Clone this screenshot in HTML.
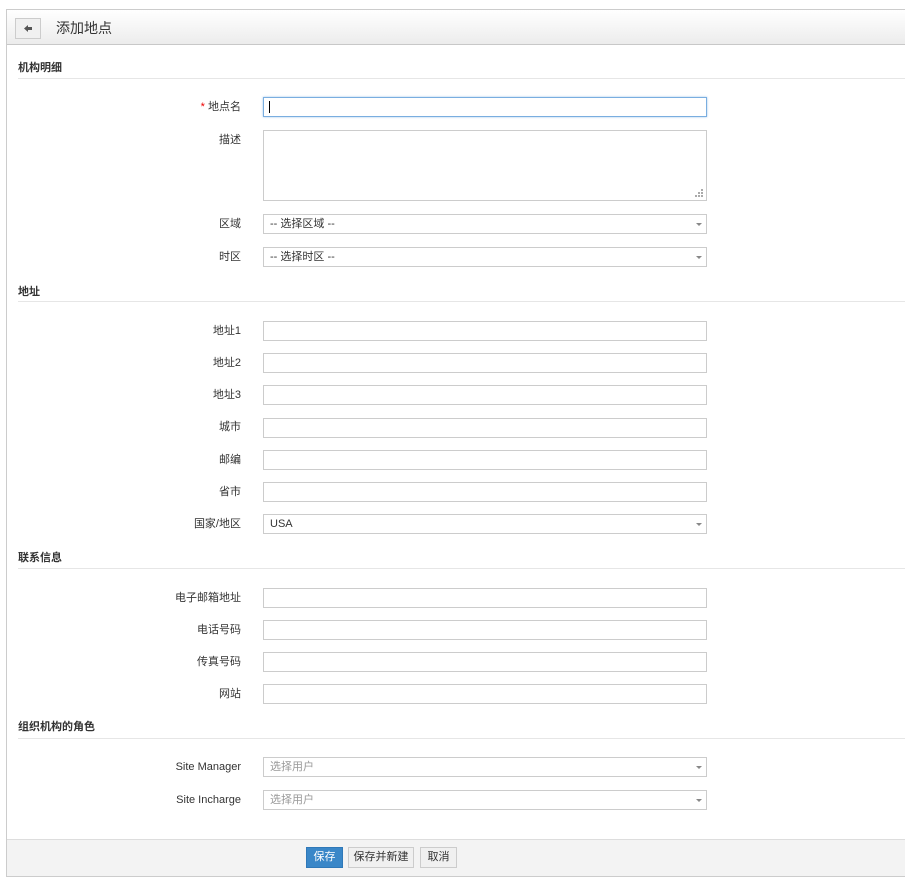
<!DOCTYPE html>
<html><head><meta charset="utf-8"><style>
*{box-sizing:border-box;margin:0;padding:0}
body{width:905px;height:881px;background:#fff;font-family:"Liberation Sans","Noto Sans CJK SC",sans-serif;font-size:11px;color:#333;position:relative;overflow:hidden}
.frame{position:absolute;left:6px;top:9px;width:899px;height:868px;border:1px solid #ccc;border-right:none}
.hdr{position:absolute;left:7px;top:10px;width:898px;height:35px;background:linear-gradient(#fff,#ececec);border-bottom:1px solid #c8c8c8}
.back{position:absolute;left:15px;top:18px;width:26px;height:21px;border:1px solid #ccc;background:#f0f0f0}
.title{position:absolute;left:56px;top:18px;font-size:14px;color:#333}
.sec{position:absolute;left:18px;font-weight:bold;font-size:11px;color:#333;margin-top:-3px}
.line{position:absolute;left:18px;width:887px;height:1px;background:#e6e6e6}
.lbl{position:absolute;right:664px;font-size:11px;color:#333;text-align:right;margin-top:-3px}
.in{position:absolute;left:263px;width:444px;height:20px;border:1px solid #ccc;background:#fff;font-size:11px;padding-left:6px;line-height:18px}
.sel::after{content:"";position:absolute;right:4px;top:8px;border-left:3px solid transparent;border-right:3px solid transparent;border-top:3px solid #888}
.ph{color:#999}
.foot{position:absolute;left:7px;top:839px;width:898px;height:37px;background:#f3f3f3;border-top:1px solid #ddd}
.btn{position:absolute;top:847px;height:21px;border:1px solid #ccc;background:#f0f0f0;font-size:11px;text-align:center;line-height:19px;color:#333}
</style></head><body>
<div class="frame"></div>
<div class="hdr"></div>
<div class="back"><svg width="24" height="19" viewBox="0 0 24 19"><path d="M8 9.5l4-3.5v2h4v3h-4v2z" fill="#555"/></svg></div>
<div class="title">添加地点</div>

<div class="sec" style="top:62px">机构明细</div><div class="line" style="top:78px"></div>
<div class="lbl" style="top:101px"><span style="color:#e00">*</span> 地点名</div>
<div class="in" style="top:97px;border-color:#7aaee0;box-shadow:0 0 2px #9cc4ea"><span style="display:inline-block;width:1px;height:12px;background:#000;vertical-align:middle;margin-left:-1px"></span></div>
<div class="lbl" style="top:134px">描述</div>
<div class="in" style="top:130px;height:71px"><svg style="position:absolute;right:2px;bottom:2px" width="9" height="9"><g fill="#aaa"><rect x="6" y="0" width="2" height="2"/><rect x="3" y="3" width="2" height="2"/><rect x="6" y="3" width="2" height="2"/><rect x="0" y="6" width="2" height="2"/><rect x="3" y="6" width="2" height="2"/><rect x="6" y="6" width="2" height="2"/></g></svg></div>
<div class="lbl" style="top:218px">区域</div><div class="in sel" style="top:214px">-- 选择区域 --</div>
<div class="lbl" style="top:251px">时区</div><div class="in sel" style="top:247px">-- 选择时区 --</div>

<div class="sec" style="top:286px">地址</div><div class="line" style="top:301px"></div>
<div class="lbl" style="top:325px">地址1</div><div class="in" style="top:321px"></div>
<div class="lbl" style="top:357px">地址2</div><div class="in" style="top:353px"></div>
<div class="lbl" style="top:389px">地址3</div><div class="in" style="top:385px"></div>
<div class="lbl" style="top:421px">城市</div><div class="in" style="top:418px"></div>
<div class="lbl" style="top:454px">邮编</div><div class="in" style="top:450px"></div>
<div class="lbl" style="top:486px">省市</div><div class="in" style="top:482px"></div>
<div class="lbl" style="top:518px">国家/地区</div><div class="in sel" style="top:514px">USA</div>

<div class="sec" style="top:552px">联系信息</div><div class="line" style="top:568px"></div>
<div class="lbl" style="top:592px">电子邮箱地址</div><div class="in" style="top:588px"></div>
<div class="lbl" style="top:624px">电话号码</div><div class="in" style="top:620px"></div>
<div class="lbl" style="top:656px">传真号码</div><div class="in" style="top:652px"></div>
<div class="lbl" style="top:688px">网站</div><div class="in" style="top:684px"></div>

<div class="sec" style="top:721px">组织机构的角色</div><div class="line" style="top:738px"></div>
<div class="lbl" style="top:761px;margin-top:0">Site Manager</div><div class="in sel ph" style="top:757px">选择用户</div>
<div class="lbl" style="top:794px;margin-top:0">Site Incharge</div><div class="in sel ph" style="top:790px">选择用户</div>

<div class="foot"></div>
<div class="btn" style="left:306px;width:37px;background:#3a87c8;border-color:#2f78b8;color:#fff">保存</div>
<div class="btn" style="left:348px;width:66px">保存并新建</div>
<div class="btn" style="left:420px;width:37px">取消</div>
</body></html>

**DIRECTION:**
Output the data above without changes, apart from leaving out the pictures.

**RESPONSE TO THIS EXERCISE:**
Clone this screenshot in HTML.
<!DOCTYPE html>
<html><head><meta charset="utf-8"><style>
*{box-sizing:border-box;margin:0;padding:0}
body{width:905px;height:881px;background:#fff;font-family:"Liberation Sans","Noto Sans CJK SC",sans-serif;font-size:11px;color:#333;position:relative;overflow:hidden}
.frame{position:absolute;left:6px;top:9px;width:899px;height:868px;border:1px solid #ccc;border-right:none}
.hdr{position:absolute;left:7px;top:10px;width:898px;height:35px;background:linear-gradient(#fff,#ececec);border-bottom:1px solid #c8c8c8}
.back{position:absolute;left:15px;top:18px;width:26px;height:21px;border:1px solid #ccc;background:#f0f0f0}
.title{position:absolute;left:56px;top:18px;font-size:14px;color:#333}
.sec{position:absolute;left:18px;font-weight:bold;font-size:11px;color:#333;margin-top:-3px}
.line{position:absolute;left:18px;width:887px;height:1px;background:#e6e6e6}
.lbl{position:absolute;right:664px;font-size:11px;color:#333;text-align:right;margin-top:-3px}
.in{position:absolute;left:263px;width:444px;height:20px;border:1px solid #ccc;background:#fff;font-size:11px;padding-left:6px;line-height:18px}
.sel::after{content:"";position:absolute;right:4px;top:8px;border-left:3px solid transparent;border-right:3px solid transparent;border-top:3px solid #888}
.ph{color:#999}
.foot{position:absolute;left:7px;top:839px;width:898px;height:37px;background:#f3f3f3;border-top:1px solid #ddd}
.btn{position:absolute;top:847px;height:21px;border:1px solid #ccc;background:#f0f0f0;font-size:11px;text-align:center;line-height:19px;color:#333}
</style></head><body>
<div class="frame"></div>
<div class="hdr"></div>
<div class="back"><svg width="24" height="19" viewBox="0 0 24 19"><path d="M8 9.5l4-3.5v2h4v3h-4v2z" fill="#555"/></svg></div>
<div class="title">添加地点</div>

<div class="sec" style="top:62px">机构明细</div><div class="line" style="top:78px"></div>
<div class="lbl" style="top:101px"><span style="color:#e00">*</span> 地点名</div>
<div class="in" style="top:97px;border-color:#7aaee0;box-shadow:0 0 2px #9cc4ea"><span style="display:inline-block;width:1px;height:12px;background:#000;vertical-align:middle;margin-left:-1px"></span></div>
<div class="lbl" style="top:134px">描述</div>
<div class="in" style="top:130px;height:71px"><svg style="position:absolute;right:2px;bottom:2px" width="9" height="9"><g fill="#aaa"><rect x="6" y="0" width="2" height="2"/><rect x="3" y="3" width="2" height="2"/><rect x="6" y="3" width="2" height="2"/><rect x="0" y="6" width="2" height="2"/><rect x="3" y="6" width="2" height="2"/><rect x="6" y="6" width="2" height="2"/></g></svg></div>
<div class="lbl" style="top:218px">区域</div><div class="in sel" style="top:214px">-- 选择区域 --</div>
<div class="lbl" style="top:251px">时区</div><div class="in sel" style="top:247px">-- 选择时区 --</div>

<div class="sec" style="top:286px">地址</div><div class="line" style="top:301px"></div>
<div class="lbl" style="top:325px">地址1</div><div class="in" style="top:321px"></div>
<div class="lbl" style="top:357px">地址2</div><div class="in" style="top:353px"></div>
<div class="lbl" style="top:389px">地址3</div><div class="in" style="top:385px"></div>
<div class="lbl" style="top:421px">城市</div><div class="in" style="top:418px"></div>
<div class="lbl" style="top:454px">邮编</div><div class="in" style="top:450px"></div>
<div class="lbl" style="top:486px">省市</div><div class="in" style="top:482px"></div>
<div class="lbl" style="top:518px">国家/地区</div><div class="in sel" style="top:514px">USA</div>

<div class="sec" style="top:552px">联系信息</div><div class="line" style="top:568px"></div>
<div class="lbl" style="top:592px">电子邮箱地址</div><div class="in" style="top:588px"></div>
<div class="lbl" style="top:624px">电话号码</div><div class="in" style="top:620px"></div>
<div class="lbl" style="top:656px">传真号码</div><div class="in" style="top:652px"></div>
<div class="lbl" style="top:688px">网站</div><div class="in" style="top:684px"></div>

<div class="sec" style="top:721px">组织机构的角色</div><div class="line" style="top:738px"></div>
<div class="lbl" style="top:761px;margin-top:0">Site Manager</div><div class="in sel ph" style="top:757px">选择用户</div>
<div class="lbl" style="top:794px;margin-top:0">Site Incharge</div><div class="in sel ph" style="top:790px">选择用户</div>

<div class="foot"></div>
<div class="btn" style="left:306px;width:37px;background:#3a87c8;border-color:#2f78b8;color:#fff">保存</div>
<div class="btn" style="left:348px;width:66px">保存并新建</div>
<div class="btn" style="left:420px;width:37px">取消</div>
</body></html>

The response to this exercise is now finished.